EXERCISE BRIEF: Repeat the listing in full. Nothing may be added or left out.
──────────────────────────────
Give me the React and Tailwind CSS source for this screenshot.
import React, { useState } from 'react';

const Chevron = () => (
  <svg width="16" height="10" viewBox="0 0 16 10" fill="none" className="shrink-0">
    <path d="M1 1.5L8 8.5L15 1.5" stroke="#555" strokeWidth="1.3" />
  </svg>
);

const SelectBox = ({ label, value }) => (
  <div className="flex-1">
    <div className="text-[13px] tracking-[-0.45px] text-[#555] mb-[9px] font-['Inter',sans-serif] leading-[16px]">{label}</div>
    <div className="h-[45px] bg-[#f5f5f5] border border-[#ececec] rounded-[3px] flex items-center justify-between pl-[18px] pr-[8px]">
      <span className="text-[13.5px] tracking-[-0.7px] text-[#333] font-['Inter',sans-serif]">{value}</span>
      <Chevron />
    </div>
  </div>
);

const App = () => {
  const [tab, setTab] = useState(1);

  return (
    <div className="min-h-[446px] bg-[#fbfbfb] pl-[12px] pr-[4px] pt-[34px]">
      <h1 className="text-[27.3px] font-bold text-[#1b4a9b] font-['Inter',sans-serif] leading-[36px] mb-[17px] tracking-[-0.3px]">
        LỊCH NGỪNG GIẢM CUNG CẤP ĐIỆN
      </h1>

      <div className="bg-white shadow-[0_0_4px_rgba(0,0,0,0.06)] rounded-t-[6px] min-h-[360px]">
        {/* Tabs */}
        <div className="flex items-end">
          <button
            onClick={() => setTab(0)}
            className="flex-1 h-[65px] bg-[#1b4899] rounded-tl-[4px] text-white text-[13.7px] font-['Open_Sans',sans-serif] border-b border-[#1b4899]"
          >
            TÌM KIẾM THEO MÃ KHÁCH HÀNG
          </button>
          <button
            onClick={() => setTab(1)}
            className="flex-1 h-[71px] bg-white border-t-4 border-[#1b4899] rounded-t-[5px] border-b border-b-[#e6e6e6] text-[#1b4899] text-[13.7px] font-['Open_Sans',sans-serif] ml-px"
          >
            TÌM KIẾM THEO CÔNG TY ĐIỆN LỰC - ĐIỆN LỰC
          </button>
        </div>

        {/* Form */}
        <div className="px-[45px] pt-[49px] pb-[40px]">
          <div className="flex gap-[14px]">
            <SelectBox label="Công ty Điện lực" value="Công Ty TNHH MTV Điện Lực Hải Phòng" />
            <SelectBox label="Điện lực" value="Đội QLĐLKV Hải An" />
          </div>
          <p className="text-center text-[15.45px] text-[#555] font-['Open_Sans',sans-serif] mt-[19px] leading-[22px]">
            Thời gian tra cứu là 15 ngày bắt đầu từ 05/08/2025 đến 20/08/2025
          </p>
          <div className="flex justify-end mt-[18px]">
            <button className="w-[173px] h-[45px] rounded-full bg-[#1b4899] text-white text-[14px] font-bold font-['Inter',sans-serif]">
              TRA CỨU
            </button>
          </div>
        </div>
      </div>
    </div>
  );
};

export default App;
──────────────────────────────
ANSWER BELOW:
Give me the React and Tailwind CSS source for this screenshot.
import React, { useState } from 'react';

const Chevron = () => (
  <svg width="16" height="10" viewBox="0 0 16 10" fill="none" className="shrink-0">
    <path d="M1 1.5L8 8.5L15 1.5" stroke="#555" strokeWidth="1.3" />
  </svg>
);

const SelectBox = ({ label, value }) => (
  <div className="flex-1">
    <div className="text-[13px] tracking-[-0.45px] text-[#555] mb-[9px] font-['Inter',sans-serif] leading-[16px]">{label}</div>
    <div className="h-[45px] bg-[#f5f5f5] border border-[#ececec] rounded-[3px] flex items-center justify-between pl-[18px] pr-[8px]">
      <span className="text-[13.5px] tracking-[-0.7px] text-[#333] font-['Inter',sans-serif]">{value}</span>
      <Chevron />
    </div>
  </div>
);

const App = () => {
  const [tab, setTab] = useState(1);

  return (
    <div className="min-h-[446px] bg-[#fbfbfb] pl-[12px] pr-[4px] pt-[34px]">
      <h1 className="text-[27.3px] font-bold text-[#1b4a9b] font-['Inter',sans-serif] leading-[36px] mb-[17px] tracking-[-0.3px]">
        LỊCH NGỪNG GIẢM CUNG CẤP ĐIỆN
      </h1>

      <div className="bg-white shadow-[0_0_4px_rgba(0,0,0,0.06)] rounded-t-[6px] min-h-[360px]">
        {/* Tabs */}
        <div className="flex items-end">
          <button
            onClick={() => setTab(0)}
            className="flex-1 h-[65px] bg-[#1b4899] rounded-tl-[4px] text-white text-[13.7px] font-['Open_Sans',sans-serif] border-b border-[#1b4899]"
          >
            TÌM KIẾM THEO MÃ KHÁCH HÀNG
          </button>
          <button
            onClick={() => setTab(1)}
            className="flex-1 h-[71px] bg-white border-t-4 border-[#1b4899] rounded-t-[5px] border-b border-b-[#e6e6e6] text-[#1b4899] text-[13.7px] font-['Open_Sans',sans-serif] ml-px"
          >
            TÌM KIẾM THEO CÔNG TY ĐIỆN LỰC - ĐIỆN LỰC
          </button>
        </div>

        {/* Form */}
        <div className="px-[45px] pt-[49px] pb-[40px]">
          <div className="flex gap-[14px]">
            <SelectBox label="Công ty Điện lực" value="Công Ty TNHH MTV Điện Lực Hải Phòng" />
            <SelectBox label="Điện lực" value="Đội QLĐLKV Hải An" />
          </div>
          <p className="text-center text-[15.45px] text-[#555] font-['Open_Sans',sans-serif] mt-[19px] leading-[22px]">
            Thời gian tra cứu là 15 ngày bắt đầu từ 05/08/2025 đến 20/08/2025
          </p>
          <div className="flex justify-end mt-[18px]">
            <button className="w-[173px] h-[45px] rounded-full bg-[#1b4899] text-white text-[14px] font-bold font-['Inter',sans-serif]">
              TRA CỨU
            </button>
          </div>
        </div>
      </div>
    </div>
  );
};

export default App;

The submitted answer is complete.